A popular web microframework written in Python, FastAPI is known for being both robust and high performing. It is based on OpenAPI (previously Swagger) standards. Component: Local communication

MongoDB is a source-available cross-platform document-oriented database program. Classified as a NoSQL database program. Component: ML Models Libraries, Auxiliary

GridFS is a specification for storing and retrieving MongoDB files that exceed the BSON-document size limit of 16 MB. It uses the technique of dividing them into chunks for this specific purpose.

A Python library allowing for the serialization and de-serialization of any Python object through converting them to a byte stream.
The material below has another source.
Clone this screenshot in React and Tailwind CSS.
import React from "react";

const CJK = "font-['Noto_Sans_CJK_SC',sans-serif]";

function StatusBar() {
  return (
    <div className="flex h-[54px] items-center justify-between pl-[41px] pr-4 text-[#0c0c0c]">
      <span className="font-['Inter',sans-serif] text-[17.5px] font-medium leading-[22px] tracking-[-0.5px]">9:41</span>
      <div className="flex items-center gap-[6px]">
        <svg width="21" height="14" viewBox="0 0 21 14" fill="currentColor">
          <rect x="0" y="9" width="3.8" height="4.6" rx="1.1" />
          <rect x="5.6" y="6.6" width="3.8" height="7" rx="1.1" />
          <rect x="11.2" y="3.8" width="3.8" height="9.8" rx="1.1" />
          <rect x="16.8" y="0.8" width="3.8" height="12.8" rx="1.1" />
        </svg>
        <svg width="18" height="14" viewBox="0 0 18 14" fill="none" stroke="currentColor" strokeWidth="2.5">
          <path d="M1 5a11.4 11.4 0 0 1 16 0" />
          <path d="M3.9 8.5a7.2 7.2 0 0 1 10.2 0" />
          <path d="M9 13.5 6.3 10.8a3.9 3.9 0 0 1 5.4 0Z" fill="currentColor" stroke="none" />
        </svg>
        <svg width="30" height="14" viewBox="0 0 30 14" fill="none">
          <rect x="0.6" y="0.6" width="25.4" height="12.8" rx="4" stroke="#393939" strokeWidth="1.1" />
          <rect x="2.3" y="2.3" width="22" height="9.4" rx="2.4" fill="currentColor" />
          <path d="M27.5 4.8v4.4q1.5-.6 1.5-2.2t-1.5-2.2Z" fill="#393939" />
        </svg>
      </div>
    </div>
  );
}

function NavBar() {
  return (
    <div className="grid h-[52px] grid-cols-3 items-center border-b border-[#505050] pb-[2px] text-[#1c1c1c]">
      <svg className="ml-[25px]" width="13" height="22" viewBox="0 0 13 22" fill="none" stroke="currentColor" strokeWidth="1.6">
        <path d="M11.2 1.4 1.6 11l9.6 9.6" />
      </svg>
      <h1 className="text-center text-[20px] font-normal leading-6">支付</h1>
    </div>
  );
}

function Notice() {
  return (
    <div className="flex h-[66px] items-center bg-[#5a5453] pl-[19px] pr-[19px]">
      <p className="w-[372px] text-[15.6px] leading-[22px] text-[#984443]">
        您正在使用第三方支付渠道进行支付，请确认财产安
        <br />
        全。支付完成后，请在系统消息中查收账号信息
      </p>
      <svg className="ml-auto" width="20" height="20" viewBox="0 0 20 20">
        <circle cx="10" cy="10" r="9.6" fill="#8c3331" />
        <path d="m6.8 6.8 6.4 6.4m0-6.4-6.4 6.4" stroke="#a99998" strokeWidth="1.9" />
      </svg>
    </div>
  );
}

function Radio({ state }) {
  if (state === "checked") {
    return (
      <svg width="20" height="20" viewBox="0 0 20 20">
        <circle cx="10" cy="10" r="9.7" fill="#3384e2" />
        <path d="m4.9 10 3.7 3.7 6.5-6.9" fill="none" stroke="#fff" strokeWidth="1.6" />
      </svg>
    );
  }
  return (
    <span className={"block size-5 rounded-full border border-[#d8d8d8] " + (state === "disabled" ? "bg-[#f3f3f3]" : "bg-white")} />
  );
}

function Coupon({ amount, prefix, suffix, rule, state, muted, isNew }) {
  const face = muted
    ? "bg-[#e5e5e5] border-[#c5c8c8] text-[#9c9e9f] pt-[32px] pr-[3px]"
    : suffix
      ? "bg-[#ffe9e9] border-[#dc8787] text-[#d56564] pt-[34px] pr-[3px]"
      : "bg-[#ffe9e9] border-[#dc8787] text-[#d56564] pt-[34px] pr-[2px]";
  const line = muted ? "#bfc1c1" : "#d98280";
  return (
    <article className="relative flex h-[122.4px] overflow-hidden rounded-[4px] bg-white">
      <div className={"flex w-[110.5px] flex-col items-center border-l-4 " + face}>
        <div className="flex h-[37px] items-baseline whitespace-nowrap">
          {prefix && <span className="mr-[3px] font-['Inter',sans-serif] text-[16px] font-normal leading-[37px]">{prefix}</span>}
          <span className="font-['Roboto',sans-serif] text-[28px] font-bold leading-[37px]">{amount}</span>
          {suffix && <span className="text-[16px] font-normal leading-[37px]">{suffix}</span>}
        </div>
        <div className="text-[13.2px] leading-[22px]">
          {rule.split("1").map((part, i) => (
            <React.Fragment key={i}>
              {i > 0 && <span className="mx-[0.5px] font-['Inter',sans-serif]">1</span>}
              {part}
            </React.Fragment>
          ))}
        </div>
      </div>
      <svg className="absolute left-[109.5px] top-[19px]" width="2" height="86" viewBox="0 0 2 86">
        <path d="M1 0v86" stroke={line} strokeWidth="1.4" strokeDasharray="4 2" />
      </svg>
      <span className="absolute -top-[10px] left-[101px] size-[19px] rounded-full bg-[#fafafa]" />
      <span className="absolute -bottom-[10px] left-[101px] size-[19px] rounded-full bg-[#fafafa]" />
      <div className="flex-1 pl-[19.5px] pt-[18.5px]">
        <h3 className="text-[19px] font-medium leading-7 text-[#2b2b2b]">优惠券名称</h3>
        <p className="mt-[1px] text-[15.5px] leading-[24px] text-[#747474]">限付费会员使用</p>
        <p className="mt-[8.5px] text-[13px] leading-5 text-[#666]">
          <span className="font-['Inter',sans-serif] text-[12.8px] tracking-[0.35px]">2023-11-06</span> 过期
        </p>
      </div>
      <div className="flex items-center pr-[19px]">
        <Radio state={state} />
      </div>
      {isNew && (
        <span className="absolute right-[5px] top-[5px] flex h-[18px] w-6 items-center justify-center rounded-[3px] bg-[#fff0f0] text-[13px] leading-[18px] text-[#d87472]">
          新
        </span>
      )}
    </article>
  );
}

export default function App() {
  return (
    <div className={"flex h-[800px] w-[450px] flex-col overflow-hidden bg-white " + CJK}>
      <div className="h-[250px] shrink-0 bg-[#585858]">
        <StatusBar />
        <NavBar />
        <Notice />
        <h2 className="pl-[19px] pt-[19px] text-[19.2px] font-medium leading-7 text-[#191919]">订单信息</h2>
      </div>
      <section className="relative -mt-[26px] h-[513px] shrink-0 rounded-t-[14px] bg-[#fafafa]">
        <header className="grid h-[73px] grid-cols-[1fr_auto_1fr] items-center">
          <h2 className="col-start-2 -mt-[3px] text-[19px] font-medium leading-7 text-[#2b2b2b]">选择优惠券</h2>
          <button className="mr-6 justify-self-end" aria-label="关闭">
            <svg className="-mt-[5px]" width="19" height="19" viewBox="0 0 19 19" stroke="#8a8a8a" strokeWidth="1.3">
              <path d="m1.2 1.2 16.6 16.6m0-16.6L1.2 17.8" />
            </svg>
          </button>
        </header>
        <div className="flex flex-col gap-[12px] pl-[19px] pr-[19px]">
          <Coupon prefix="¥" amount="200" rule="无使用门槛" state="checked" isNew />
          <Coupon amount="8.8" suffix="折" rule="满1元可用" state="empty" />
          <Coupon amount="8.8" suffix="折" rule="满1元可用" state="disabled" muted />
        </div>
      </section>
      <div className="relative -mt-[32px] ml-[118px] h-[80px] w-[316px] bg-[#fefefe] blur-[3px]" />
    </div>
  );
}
An extension (one of many) of the pickle library is known as dill.

2.2.3.9. Authors

  • Karolina Bogacka

  • Katarzyna Wasielewska-Michniewska

2.2.3.10. License

The FL Repository is released under the Apache 2.0 license, as we have internally concluded that we are not “offering the functionality of MongoDB, or modified versions of MongoDB, to third parties as a service”. However, potential future commercial adopters should be aware that our project uses MongoDB in order to be able to accurately determine the license most applicable to their projects.

You may obtain a copy of the License at: http://www.apache.org/licenses/LICENSE-2.0

2.2.3.11. Notice (dependencies)

The information about the dependencies needed to run a specific part of the application can be found described in the appropriate requirements.txt files located. However, since they are downloaded automatically during the construction of the appropriate Docker images, the local dependencies needed to deploy the application include only a local Docker along with Docker Compose or Kubernetes installation.